◆ AIM: Restate the data word for word and leave the images out.

◆ DATASET EXTRACT:
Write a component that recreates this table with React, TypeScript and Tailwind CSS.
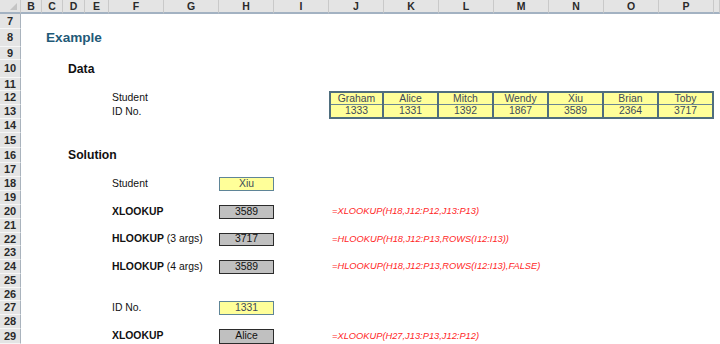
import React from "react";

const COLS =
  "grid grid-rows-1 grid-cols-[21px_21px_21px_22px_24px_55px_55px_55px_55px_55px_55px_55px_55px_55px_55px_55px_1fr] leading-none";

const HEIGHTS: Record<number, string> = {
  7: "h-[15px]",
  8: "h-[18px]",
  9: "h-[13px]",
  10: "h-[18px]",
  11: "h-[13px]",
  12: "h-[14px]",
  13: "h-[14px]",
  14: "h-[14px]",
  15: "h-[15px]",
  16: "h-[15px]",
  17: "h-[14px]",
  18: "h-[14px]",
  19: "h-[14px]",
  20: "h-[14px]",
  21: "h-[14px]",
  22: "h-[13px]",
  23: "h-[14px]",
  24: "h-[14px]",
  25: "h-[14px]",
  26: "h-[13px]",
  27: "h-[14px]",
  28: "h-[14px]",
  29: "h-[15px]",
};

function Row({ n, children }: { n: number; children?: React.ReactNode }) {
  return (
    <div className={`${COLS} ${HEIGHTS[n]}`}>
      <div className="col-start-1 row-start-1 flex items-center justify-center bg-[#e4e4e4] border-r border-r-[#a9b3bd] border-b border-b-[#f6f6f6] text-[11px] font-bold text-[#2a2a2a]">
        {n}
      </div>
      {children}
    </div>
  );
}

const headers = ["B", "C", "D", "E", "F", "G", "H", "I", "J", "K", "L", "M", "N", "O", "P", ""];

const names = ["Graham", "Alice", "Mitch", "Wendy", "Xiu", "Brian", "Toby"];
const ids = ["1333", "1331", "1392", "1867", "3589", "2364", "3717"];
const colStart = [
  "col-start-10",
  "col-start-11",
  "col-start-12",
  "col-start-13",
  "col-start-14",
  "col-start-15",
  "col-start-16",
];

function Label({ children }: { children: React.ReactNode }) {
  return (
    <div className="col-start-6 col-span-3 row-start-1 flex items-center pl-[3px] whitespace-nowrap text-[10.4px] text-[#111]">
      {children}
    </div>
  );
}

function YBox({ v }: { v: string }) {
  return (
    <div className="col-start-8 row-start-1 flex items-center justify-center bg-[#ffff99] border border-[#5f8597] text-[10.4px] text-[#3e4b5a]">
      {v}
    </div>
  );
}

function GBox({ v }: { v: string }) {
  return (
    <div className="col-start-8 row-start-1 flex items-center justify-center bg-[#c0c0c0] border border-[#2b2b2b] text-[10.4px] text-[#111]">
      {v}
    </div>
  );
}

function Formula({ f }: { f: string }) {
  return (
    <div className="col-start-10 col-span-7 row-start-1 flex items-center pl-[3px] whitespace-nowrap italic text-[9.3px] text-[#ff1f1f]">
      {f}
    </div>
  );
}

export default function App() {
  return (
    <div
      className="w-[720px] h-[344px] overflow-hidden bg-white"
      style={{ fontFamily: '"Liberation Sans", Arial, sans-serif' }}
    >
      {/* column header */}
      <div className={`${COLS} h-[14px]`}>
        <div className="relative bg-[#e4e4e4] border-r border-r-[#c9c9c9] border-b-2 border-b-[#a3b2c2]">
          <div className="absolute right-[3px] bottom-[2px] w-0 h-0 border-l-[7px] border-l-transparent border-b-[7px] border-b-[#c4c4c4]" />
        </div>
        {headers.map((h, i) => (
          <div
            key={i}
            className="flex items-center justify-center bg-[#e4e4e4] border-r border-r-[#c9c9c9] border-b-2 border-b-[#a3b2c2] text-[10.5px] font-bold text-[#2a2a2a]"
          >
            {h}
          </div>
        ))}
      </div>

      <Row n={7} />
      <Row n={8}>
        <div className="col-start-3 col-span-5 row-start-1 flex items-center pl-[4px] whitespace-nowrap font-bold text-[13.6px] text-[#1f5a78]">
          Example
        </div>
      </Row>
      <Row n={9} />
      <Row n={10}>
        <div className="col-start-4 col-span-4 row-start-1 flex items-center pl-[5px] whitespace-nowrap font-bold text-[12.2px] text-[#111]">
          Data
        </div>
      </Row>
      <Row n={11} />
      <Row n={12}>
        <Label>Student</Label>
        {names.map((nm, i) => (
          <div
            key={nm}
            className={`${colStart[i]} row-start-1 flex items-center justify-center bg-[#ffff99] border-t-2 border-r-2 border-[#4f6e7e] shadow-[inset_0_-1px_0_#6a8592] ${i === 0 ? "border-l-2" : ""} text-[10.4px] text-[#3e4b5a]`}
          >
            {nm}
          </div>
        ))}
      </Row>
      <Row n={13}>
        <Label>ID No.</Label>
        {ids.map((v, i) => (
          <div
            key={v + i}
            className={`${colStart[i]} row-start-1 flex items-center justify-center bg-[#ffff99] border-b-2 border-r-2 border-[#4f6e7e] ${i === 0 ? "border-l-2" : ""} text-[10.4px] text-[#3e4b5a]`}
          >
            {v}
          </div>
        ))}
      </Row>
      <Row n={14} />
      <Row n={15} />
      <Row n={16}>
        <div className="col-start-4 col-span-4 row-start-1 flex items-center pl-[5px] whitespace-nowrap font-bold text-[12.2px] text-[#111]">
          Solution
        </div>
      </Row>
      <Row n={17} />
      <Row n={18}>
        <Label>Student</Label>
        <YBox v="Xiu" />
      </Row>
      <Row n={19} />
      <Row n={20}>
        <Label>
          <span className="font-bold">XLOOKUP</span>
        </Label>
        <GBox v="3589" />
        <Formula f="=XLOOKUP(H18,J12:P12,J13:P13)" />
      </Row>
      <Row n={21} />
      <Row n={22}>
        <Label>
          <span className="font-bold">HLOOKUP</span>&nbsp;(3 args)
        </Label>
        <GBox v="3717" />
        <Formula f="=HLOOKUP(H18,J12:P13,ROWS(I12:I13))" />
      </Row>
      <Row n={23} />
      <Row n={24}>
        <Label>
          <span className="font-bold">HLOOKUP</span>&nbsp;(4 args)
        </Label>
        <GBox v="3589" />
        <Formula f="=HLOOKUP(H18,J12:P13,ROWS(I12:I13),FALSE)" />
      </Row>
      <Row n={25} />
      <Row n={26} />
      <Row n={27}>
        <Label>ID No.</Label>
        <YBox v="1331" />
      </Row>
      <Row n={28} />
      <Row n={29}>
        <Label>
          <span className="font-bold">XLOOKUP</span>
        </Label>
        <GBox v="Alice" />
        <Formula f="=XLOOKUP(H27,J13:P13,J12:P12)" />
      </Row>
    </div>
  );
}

◆ EXERCISE SOLUTION:
Write a component that recreates this table with React, TypeScript and Tailwind CSS.
import React from "react";

const COLS =
  "grid grid-rows-1 grid-cols-[21px_21px_21px_22px_24px_55px_55px_55px_55px_55px_55px_55px_55px_55px_55px_55px_1fr] leading-none";

const HEIGHTS: Record<number, string> = {
  7: "h-[15px]",
  8: "h-[18px]",
  9: "h-[13px]",
  10: "h-[18px]",
  11: "h-[13px]",
  12: "h-[14px]",
  13: "h-[14px]",
  14: "h-[14px]",
  15: "h-[15px]",
  16: "h-[15px]",
  17: "h-[14px]",
  18: "h-[14px]",
  19: "h-[14px]",
  20: "h-[14px]",
  21: "h-[14px]",
  22: "h-[13px]",
  23: "h-[14px]",
  24: "h-[14px]",
  25: "h-[14px]",
  26: "h-[13px]",
  27: "h-[14px]",
  28: "h-[14px]",
  29: "h-[15px]",
};

function Row({ n, children }: { n: number; children?: React.ReactNode }) {
  return (
    <div className={`${COLS} ${HEIGHTS[n]}`}>
      <div className="col-start-1 row-start-1 flex items-center justify-center bg-[#e4e4e4] border-r border-r-[#a9b3bd] border-b border-b-[#f6f6f6] text-[11px] font-bold text-[#2a2a2a]">
        {n}
      </div>
      {children}
    </div>
  );
}

const headers = ["B", "C", "D", "E", "F", "G", "H", "I", "J", "K", "L", "M", "N", "O", "P", ""];

const names = ["Graham", "Alice", "Mitch", "Wendy", "Xiu", "Brian", "Toby"];
const ids = ["1333", "1331", "1392", "1867", "3589", "2364", "3717"];
const colStart = [
  "col-start-10",
  "col-start-11",
  "col-start-12",
  "col-start-13",
  "col-start-14",
  "col-start-15",
  "col-start-16",
];

function Label({ children }: { children: React.ReactNode }) {
  return (
    <div className="col-start-6 col-span-3 row-start-1 flex items-center pl-[3px] whitespace-nowrap text-[10.4px] text-[#111]">
      {children}
    </div>
  );
}

function YBox({ v }: { v: string }) {
  return (
    <div className="col-start-8 row-start-1 flex items-center justify-center bg-[#ffff99] border border-[#5f8597] text-[10.4px] text-[#3e4b5a]">
      {v}
    </div>
  );
}

function GBox({ v }: { v: string }) {
  return (
    <div className="col-start-8 row-start-1 flex items-center justify-center bg-[#c0c0c0] border border-[#2b2b2b] text-[10.4px] text-[#111]">
      {v}
    </div>
  );
}

function Formula({ f }: { f: string }) {
  return (
    <div className="col-start-10 col-span-7 row-start-1 flex items-center pl-[3px] whitespace-nowrap italic text-[9.3px] text-[#ff1f1f]">
      {f}
    </div>
  );
}

export default function App() {
  return (
    <div
      className="w-[720px] h-[344px] overflow-hidden bg-white"
      style={{ fontFamily: '"Liberation Sans", Arial, sans-serif' }}
    >
      {/* column header */}
      <div className={`${COLS} h-[14px]`}>
        <div className="relative bg-[#e4e4e4] border-r border-r-[#c9c9c9] border-b-2 border-b-[#a3b2c2]">
          <div className="absolute right-[3px] bottom-[2px] w-0 h-0 border-l-[7px] border-l-transparent border-b-[7px] border-b-[#c4c4c4]" />
        </div>
        {headers.map((h, i) => (
          <div
            key={i}
            className="flex items-center justify-center bg-[#e4e4e4] border-r border-r-[#c9c9c9] border-b-2 border-b-[#a3b2c2] text-[10.5px] font-bold text-[#2a2a2a]"
          >
            {h}
          </div>
        ))}
      </div>

      <Row n={7} />
      <Row n={8}>
        <div className="col-start-3 col-span-5 row-start-1 flex items-center pl-[4px] whitespace-nowrap font-bold text-[13.6px] text-[#1f5a78]">
          Example
        </div>
      </Row>
      <Row n={9} />
      <Row n={10}>
        <div className="col-start-4 col-span-4 row-start-1 flex items-center pl-[5px] whitespace-nowrap font-bold text-[12.2px] text-[#111]">
          Data
        </div>
      </Row>
      <Row n={11} />
      <Row n={12}>
        <Label>Student</Label>
        {names.map((nm, i) => (
          <div
            key={nm}
            className={`${colStart[i]} row-start-1 flex items-center justify-center bg-[#ffff99] border-t-2 border-r-2 border-[#4f6e7e] shadow-[inset_0_-1px_0_#6a8592] ${i === 0 ? "border-l-2" : ""} text-[10.4px] text-[#3e4b5a]`}
          >
            {nm}
          </div>
        ))}
      </Row>
      <Row n={13}>
        <Label>ID No.</Label>
        {ids.map((v, i) => (
          <div
            key={v + i}
            className={`${colStart[i]} row-start-1 flex items-center justify-center bg-[#ffff99] border-b-2 border-r-2 border-[#4f6e7e] ${i === 0 ? "border-l-2" : ""} text-[10.4px] text-[#3e4b5a]`}
          >
            {v}
          </div>
        ))}
      </Row>
      <Row n={14} />
      <Row n={15} />
      <Row n={16}>
        <div className="col-start-4 col-span-4 row-start-1 flex items-center pl-[5px] whitespace-nowrap font-bold text-[12.2px] text-[#111]">
          Solution
        </div>
      </Row>
      <Row n={17} />
      <Row n={18}>
        <Label>Student</Label>
        <YBox v="Xiu" />
      </Row>
      <Row n={19} />
      <Row n={20}>
        <Label>
          <span className="font-bold">XLOOKUP</span>
        </Label>
        <GBox v="3589" />
        <Formula f="=XLOOKUP(H18,J12:P12,J13:P13)" />
      </Row>
      <Row n={21} />
      <Row n={22}>
        <Label>
          <span className="font-bold">HLOOKUP</span>&nbsp;(3 args)
        </Label>
        <GBox v="3717" />
        <Formula f="=HLOOKUP(H18,J12:P13,ROWS(I12:I13))" />
      </Row>
      <Row n={23} />
      <Row n={24}>
        <Label>
          <span className="font-bold">HLOOKUP</span>&nbsp;(4 args)
        </Label>
        <GBox v="3589" />
        <Formula f="=HLOOKUP(H18,J12:P13,ROWS(I12:I13),FALSE)" />
      </Row>
      <Row n={25} />
      <Row n={26} />
      <Row n={27}>
        <Label>ID No.</Label>
        <YBox v="1331" />
      </Row>
      <Row n={28} />
      <Row n={29}>
        <Label>
          <span className="font-bold">XLOOKUP</span>
        </Label>
        <GBox v="Alice" />
        <Formula f="=XLOOKUP(H27,J13:P13,J12:P12)" />
      </Row>
    </div>
  );
}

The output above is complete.